Thank you for your breakdown though I appreciate your writing, in response:
-I acknowledged the fact that I had seen the films out of order, and how that might bypass a traditional framing of clarifying the “original” is the best because it’s the one that sticks hardest in the mind, often general audiences will simply advance it as the best because it usually the only one they’ve seen. It applies to myself and my bias sure (I happen to love Matthew Broderick in the role, even if I’m a super-fan of Gene Wilder!), but this is a personal blog not an academic review and I do believe in my own way I tried to weigh different relations between the two films (it was a long time ago, so I won’t chastise my younger self).
-In referring to the 50 years, I’m referring to the time of writing the blog and my impressions of the films in that time, not just from release date to release date.

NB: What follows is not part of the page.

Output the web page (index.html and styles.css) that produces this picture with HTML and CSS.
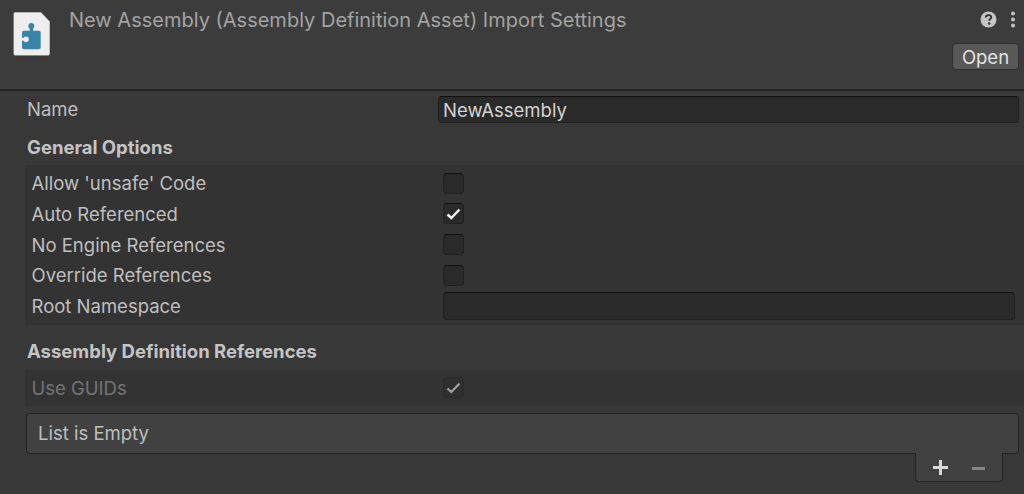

They’re more than just straight analyses back to back in a void without context, the essay is a record of my own experience growing in time intertwined with cinema I was experiencing. There was no ‘fatal error’.
– I never wrote that he was dead, merely that his DNA in interwined with the production! If you read that implying that I thought he was dead then I apologise as it was not my original intention, and if there is something in the language of the text I’m missing please let me know and I’ll try change it.
-Finally, I think the comments about the effects of slavery are a little misjudged, and the parallel is a little off. By and large due to Western powers victory over the Nazis, especially over the course of these last decades, they have become a figure to be used to lampoon, ridicule, invoke the fear of authority. They have in short become a very good boogeyman, even mentioning Taika Watiti, I saw the premiere of “What We Do In The Shadows” (2014) at the Berlin Film Festival, and when they came on (in character) for a Q&A the first question was “Did you intend to insult or offend the German people when you made this film?” (referring to the brief Nazi Doctor joke sequence in the opening with Deacon). After an awkward silence and a dropping of character, Taika had to explain it was a joke and no it wasn’t, that outside of Germany it wasn’t something considered so culturally sensitive to make fun of. Perhaps those questions surprised him, but his own words spoke volumes. The current entanglement with the roots of institutionalised slavery and the balance in culture of media addressing the issue through any lens (comedy, tragedy etc) is different to the entanglement Western culture has with the ramifications of the Second World War. Brooks was and is one of the greatest lampooners to that effect, using the horrors of a subject and audaciously flipping them to be comic not that long after the events of mass horrror had occured. That kind of shock effect dims over time, because by “The Producers” own success it became more customary to lampoon and ridicule the spectre of Nazism. I do believe that modern audiences without being taught about the contextual history of when it was made (how close it was) and Brooks’ own Jewish heritage, would lose some of the shine from the humour. If that is me underestimating them, so be it.
I appreciate you engaging with this though, thank you! Perhaps I haven’t convinced you, but the blog is designed to get people talking about film in an encouraging and thoughtful way and I feel like (however rustily) I’m doing it here.